Ventilators - There are varying levels of ventilators. Jarom was intibated where the machine breathed for him. Once his surgeries were done and he grew stronger, he graduated to a different method where the ventilator 'assisted' his breathing. It would sense he was taking a breath and provide positive pressure like a turbo on a car. If the baby doesn't get stronger, the lungs begin to get tired and go plastic/rigid. At this point a higher frequency ventilator is used that provides rapid forced breaths. If things continue to worsen, ECMO can be used. This method takes the blood from the main vessels in the neck through a machine to oxygenate it.
Oxygen levels - It's all about Oxygen levels. There will be a monitor showing Carbon Dioxide levels. I watched it like a hawk. Over time, the breathing tube would fill with fluid. I could tell when it would be time to clean this tube out. It basically amounts to making him hold his breath while they clean it. They convulse if they aren't still paralyzed with drugs. The nurses will tell you to watch the baby and not the monitors. Not a good thing to tell an engineer. I could tell when he was going to start to gasp for air. It was one of these occasions that I buckled when Jarom started to fight it. That was the last time I came regularly to the NICU. Bottom line, stay calm, be attentive, show concern to the staff but let them do their job.
Resources - Up until this time in my life I wanted to be self-sufficient. Pride was certainly one of my bigger sins. If you are dealing with CDH, you are going to need EVERYONE. Relatives, friends, neighbors, colleagues at work, heath care professionals, other people going through the same thing at the hospital and even strangers. I have printed all of the emails from that time period and it is 1 full ream of paper. They only cover from June 15th to July 27th. The time period from just before discovery to when we left for UCSF for Fetal Surgery.

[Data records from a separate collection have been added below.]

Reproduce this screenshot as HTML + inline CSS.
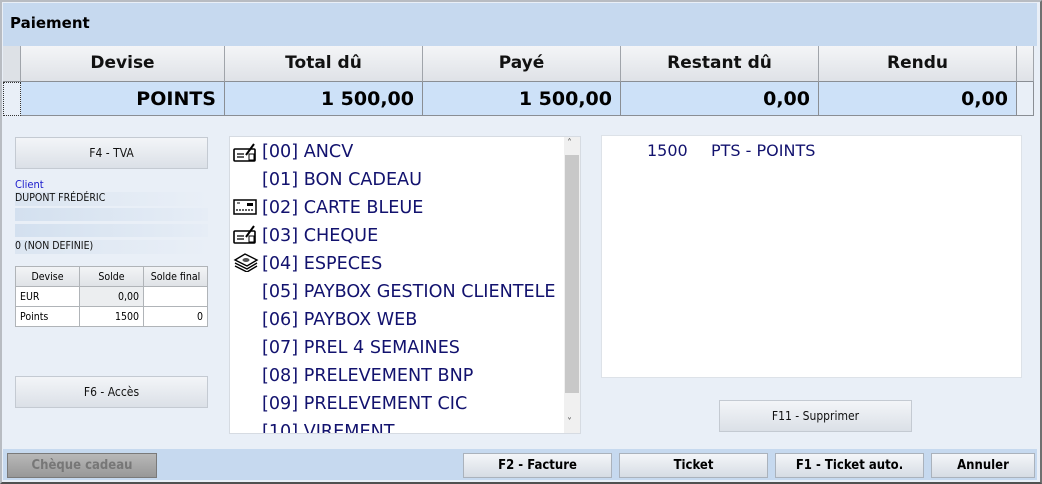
<!DOCTYPE html>
<html><head><meta charset="utf-8"><style>
*{margin:0;padding:0;box-sizing:border-box}
body{width:1042px;height:484px;overflow:hidden;background:#fff;font-family:"DejaVu Sans","Liberation Sans",sans-serif;position:relative}
.frame{position:absolute;left:0;top:0;width:1042px;height:484px;border:2px solid #b8bcc2;border-right-color:#707070;border-bottom-color:#505050;background:#e9eff7}
.abs{position:absolute}
.title{left:3px;top:3px;width:1034px;height:43px;background:#c6d9ef;font-weight:bold;font-size:15px;padding:11px 7px;color:#000}
.hdr{top:46px;height:36px;background:linear-gradient(#f4f5f7,#dfe2e7);border-right:1px solid #a0a4aa;border-bottom:1px solid #8a8e94;font-weight:bold;font-size:17px;text-align:center;line-height:34px;color:#111}
.row{top:82px;height:34px;background:#cde1f8;border-right:1px solid #8a8e94;border-bottom:1px solid #8a8e94;font-weight:bold;font-size:19px;text-align:right;line-height:34px;padding-right:8px;color:#000}
.btn{background:linear-gradient(#f3f5f8,#dbe0e7);border:1px solid #c4cad2;font-size:12px;text-align:center;color:#111;font-family:"DejaVu Sans Condensed","DejaVu Sans",sans-serif}
.bbtn{top:453px;height:25px;background:linear-gradient(#f4f6f9,#d6dce4);border:1px solid #aab2bc;font-weight:bold;font-size:13px;text-align:center;line-height:23px;font-family:"DejaVu Sans Condensed","DejaVu Sans",sans-serif}
.list{left:229px;top:136px;width:352px;height:298px;background:#fff;border:1px solid #d6dbe2;overflow:hidden}
.it{position:absolute;left:32px;font-size:17.6px;color:#12126e;white-space:nowrap;font-family:"DejaVu Sans",sans-serif}
.ic{position:absolute;left:3px}
.cl{font-size:10.5px;color:#111;font-family:"DejaVu Sans Condensed","DejaVu Sans",sans-serif}
table{border-collapse:collapse;font-size:10.5px;font-family:"DejaVu Sans Condensed","DejaVu Sans",sans-serif}
td{border:1px solid #b0b4b8;height:20px;padding:0 4px}
</style></head><body>
<div class="frame"></div>
<div class="abs title">Paiement</div>
<div class="abs hdr" style="left:3px;width:18px;background:#dde1e6"></div>
<div class="abs hdr" style="left:21px;width:204px">Devise</div>
<div class="abs hdr" style="left:225px;width:198px">Total dû</div>
<div class="abs hdr" style="left:423px;width:198px">Payé</div>
<div class="abs hdr" style="left:621px;width:198px">Restant dû</div>
<div class="abs hdr" style="left:819px;width:198px">Rendu</div>
<div class="abs hdr" style="left:1017px;width:17px"></div>
<div class="abs row" style="left:3px;width:18px;background:#e9eff7;border:1px dotted #333"></div>
<div class="abs row" style="left:21px;width:204px">POINTS</div>
<div class="abs row" style="left:225px;width:198px">1 500,00</div>
<div class="abs row" style="left:423px;width:198px">1 500,00</div>
<div class="abs row" style="left:621px;width:198px">0,00</div>
<div class="abs row" style="left:819px;width:198px">0,00</div>
<div class="abs" style="left:1017px;top:82px;width:17px;height:34px;background:#e9eff7;border-bottom:1px solid #8a8e94;border-right:1px solid #8a8e94"></div>

<div class="abs btn" style="left:15px;top:137px;width:193px;height:32px;line-height:30px">F4 - TVA</div>
<div class="abs cl" style="left:15px;top:178px;color:#1a1acc;font-size:11px">Client</div>
<div class="abs cl" style="left:15px;top:192px;width:193px;height:14px;background:linear-gradient(90deg,#dbe5f1,#e9eff7)">DUPONT FRÉDÉRIC</div>
<div class="abs" style="left:15px;top:208px;width:193px;height:13px;background:linear-gradient(90deg,#d3e0ef,#e6edf6)"></div>
<div class="abs" style="left:15px;top:224px;width:193px;height:13px;background:linear-gradient(90deg,#d3e0ef,#e6edf6)"></div>
<div class="abs cl" style="left:15px;top:240px;width:193px;height:14px;background:linear-gradient(90deg,#dbe5f1,#e9eff7)">0 (NON DEFINIE)</div>
<table class="abs" style="left:15px;top:266px;width:193px;background:#fff">
<tr style="background:linear-gradient(#f3f4f6,#dfe2e6)"><td style="text-align:center;width:64px">Devise</td><td style="text-align:center;width:64px">Solde</td><td style="text-align:center">Solde final</td></tr>
<tr><td>EUR</td><td style="text-align:right;background:#eceef0">0,00</td><td></td></tr>
<tr><td>Points</td><td style="text-align:right">1500</td><td style="text-align:right">0</td></tr>
</table>
<div class="abs btn" style="left:15px;top:376px;width:193px;height:32px;line-height:30px">F6 - Accès</div>

<div class="abs list">
<svg class="ic" style="top:5px" width="24" height="20" viewBox="0 0 24 20"><rect x="1" y="7" width="21" height="12" rx="1" fill="#fff" stroke="#000" stroke-width="1.6"/><path d="M4 12h7M4 15h7" stroke="#000" stroke-width="1.3"/><path d="M13 13L21 2" stroke="#000" stroke-width="2"/><rect x="16" y="12" width="5" height="6" fill="#fff" stroke="#000" stroke-width="1"/></svg>
<div class="it" style="top:5px">[00] ANCV</div>
<div class="it" style="top:33px">[01] BON CADEAU</div>
<svg class="ic" style="top:62px" width="24" height="16" viewBox="0 0 24 16"><rect x="1" y="1" width="22" height="14" fill="#fff" stroke="#000" stroke-width="1.5"/><rect x="14" y="4" width="6" height="3" fill="#000"/><path d="M3 11h18" stroke="#000" stroke-width="1.2" stroke-dasharray="2 1"/><path d="M4 4h3" stroke="#000"/></svg>
<div class="it" style="top:61px">[02] CARTE BLEUE</div>
<svg class="ic" style="top:87px" width="24" height="20" viewBox="0 0 24 20"><rect x="1" y="7" width="21" height="12" rx="1" fill="#fff" stroke="#000" stroke-width="1.6"/><path d="M4 12h7M4 15h7" stroke="#000" stroke-width="1.3"/><path d="M13 13L21 2" stroke="#000" stroke-width="2"/><rect x="16" y="12" width="5" height="6" fill="#fff" stroke="#000" stroke-width="1"/></svg>
<div class="it" style="top:89px">[03] CHEQUE</div>
<svg class="ic" style="top:115px" width="26" height="20" viewBox="0 0 26 20"><path d="M2 8l10-6 12 6-10 6z" fill="#fff" stroke="#000" stroke-width="1.4"/><ellipse cx="13" cy="8" rx="3.5" ry="2" fill="#555"/><path d="M2 11l12 6 10-6M2 14l12 6 10-6" fill="none" stroke="#000" stroke-width="1.4"/></svg>
<div class="it" style="top:117px">[04] ESPECES</div>
<div class="it" style="top:145px">[05] PAYBOX GESTION CLIENTELE</div>
<div class="it" style="top:173px">[06] PAYBOX WEB</div>
<div class="it" style="top:201px">[07] PREL 4 SEMAINES</div>
<div class="it" style="top:229px">[08] PRELEVEMENT BNP</div>
<div class="it" style="top:257px">[09] PRELEVEMENT CIC</div>
<div class="it" style="top:285px">[10] VIREMENT</div>
<div class="abs" style="left:334px;top:0;width:17px;height:298px;background:#f0f0f0"></div>
<div class="abs" style="left:335px;top:18px;width:14px;height:238px;background:#c8c8c8"></div>
<div class="abs" style="left:337px;top:1px;font-size:10px;color:#555">˄</div>
<div class="abs" style="left:337px;top:280px;font-size:10px;color:#555">˅</div>
</div>

<div class="abs" style="left:601px;top:135px;width:421px;height:243px;background:#fff;border:1px solid #dde2e8">
<div class="abs" style="left:45px;top:5px;font-size:16px;color:#12126e;font-family:'DejaVu Sans',sans-serif">1500</div>
<div class="abs" style="left:109px;top:5px;font-size:16px;color:#12126e;font-family:'DejaVu Sans',sans-serif;white-space:nowrap">PTS - POINTS</div>
</div>
<div class="abs btn" style="left:719px;top:400px;width:193px;height:32px;line-height:30px">F11 - Supprimer</div>

<div class="abs" style="left:3px;top:449px;width:1034px;height:31px;background:#c6d9ef"></div>
<div class="abs bbtn" style="left:7px;top:453px;width:150px;background:linear-gradient(#b8b8b8,#989898);border-color:#7a7a7a;color:#777">Chèque cadeau</div>
<div class="abs bbtn" style="left:463px;width:149px">F2 - Facture</div>
<div class="abs bbtn" style="left:619px;width:149px">Ticket</div>
<div class="abs bbtn" style="left:775px;width:149px">F1 - Ticket auto.</div>
<div class="abs bbtn" style="left:931px;width:104px">Annuler</div>
</body></html>
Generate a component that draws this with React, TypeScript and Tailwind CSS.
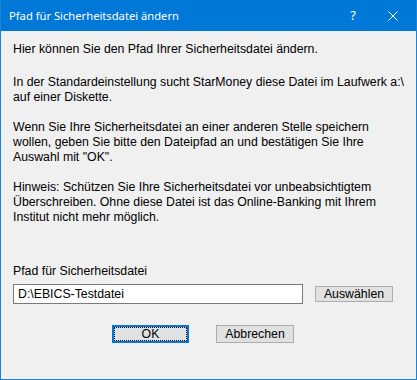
export default function App() {
  return (
    <div className="flex h-[380px] w-[417px] flex-col border border-t-0 border-[#1883d7] bg-[#f0f0f0] font-['Liberation_Sans',Arial,sans-serif] text-[12.3px] leading-[15px] text-black">
      {/* title bar */}
      <div className="flex h-[31px] shrink-0 items-center bg-[#0078d7] pl-[8px] text-white">
        <span className="flex-1 font-['Noto_Sans',sans-serif] text-[11.2px]">Pfad für Sicherheitsdatei ändern</span>
        <span className="w-[20px] text-center font-['Noto_Sans',sans-serif] text-[13px]">?</span>
        <div className="ml-[25px] mr-[18px] flex h-[10px] w-[10px] items-center justify-center">
          <svg width="10" height="10" viewBox="0 0 10 10">
            <path d="M0.5 0.5L9.5 9.5M9.5 0.5L0.5 9.5" stroke="white" strokeWidth="1" />
          </svg>
        </div>
      </div>

      {/* body */}
      <div className="flex flex-col whitespace-nowrap pl-[12px] pt-[11px]">
        <p>Hier können Sie den Pfad Ihrer Sicherheitsdatei ändern.</p>
        <p className="mt-[18px]">
          In der Standardeinstellung sucht StarMoney diese Datei im Laufwerk a:\
          <br />
          auf einer Diskette.
        </p>
        <p className="mt-[15px]">
          Wenn Sie Ihre Sicherheitsdatei an einer anderen Stelle speichern
          <br />
          wollen, geben Sie bitte den Dateipfad an und bestätigen Sie Ihre
          <br />
          Auswahl mit "OK".
        </p>
        <p className="mt-[15px]">
          Hinweis: Schützen Sie Ihre Sicherheitsdatei vor unbeabsichtigtem
          <br />
          Überschreiben. Ohne diese Datei ist das Online-Banking mit Ihrem
          <br />
          Institut nicht mehr möglich.
        </p>

        <p className="mt-[39px]">Pfad für Sicherheitsdatei</p>
        <div className="mt-[5px] flex items-center">
          <div className="flex h-[20px] w-[290px] items-center border border-[#7a7a7a] bg-white pl-[4px]">
            D:\EBICS-Testdatei
          </div>
          <button
            type="button"
            className="ml-[12px] h-[16px] w-[78px] border border-[#adadad] bg-[#e1e1e1] text-center leading-[14px]"
          >
            Auswählen
          </button>
        </div>

        <div className="mt-[21px] flex pl-[99px]">
          <button
            type="button"
            className="h-[18px] w-[77px] border-[2px] border-[#0078d7] bg-[#e1e1e1] p-0"
          >
            <div className="h-full w-full border border-dotted border-black leading-[12px]">OK</div>
          </button>
          <button
            type="button"
            className="ml-[27px] h-[18px] w-[78px] border border-[#adadad] bg-[#e1e1e1] leading-[16px]"
          >
            Abbrechen
          </button>
        </div>
      </div>
    </div>
  );
}
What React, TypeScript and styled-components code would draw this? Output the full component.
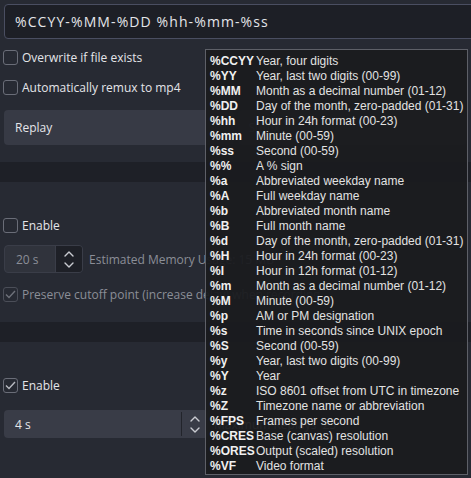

Better Service for Your Child - The staff are people doing a job. They are wonderful people! They are still people though. If you are interested, they will be too. If you are at the bed side, the staff will do a better job for your child. Carrie would be there all hours of visitation and would call every night sometimes 3 or 4 times to check him with the mid shift nurse. We recorded our voices on small tape recorders and put them in his bed at night. He was touched, talked too and sang to. In our case, I became everything else. I handled caring for the other two boys, food, cleaning the room and Carrie was full time mother to Jarom. Figure out your strengths and work to them.
Schools are for learning - Makes sense but I let myself get upset when inexperienced people were involved with my son. Be patient. If you are involved, things will be taken care of. Never forget you are the parent though. If they want to do a test and you feel it is not in the best interest of your child. Say NO! At one point after getting off of the ventilator, they wanted to reintibate Jarom so they could get some data. We said no. They asked to do an MRI. We agreed but when the procedure started, they did more than they eluded to. Carrie let them know that we would not put up with deception. Do what is best for your child. This is their job. They are somewhat numb to the human factor. (Not all though, we had some awesome people!)
Money - Let the hospital bills work them selves out. Easier said than done but Jarom was expensive and somehow it worked out. To keep your life from imploding, don't delay and look at advanced sick leave, advanced annual leave, leave donor programs at work, trials for CDH studies, contact creditors, contact the local Ronald McDonald house, hospital social services and whatever else you need to do. Don't delay!!! This process becomes your job.
Lung to Head Ratio (LHR) - This number drives severity of condition. It dictates what options to pursue. Jarom was .95.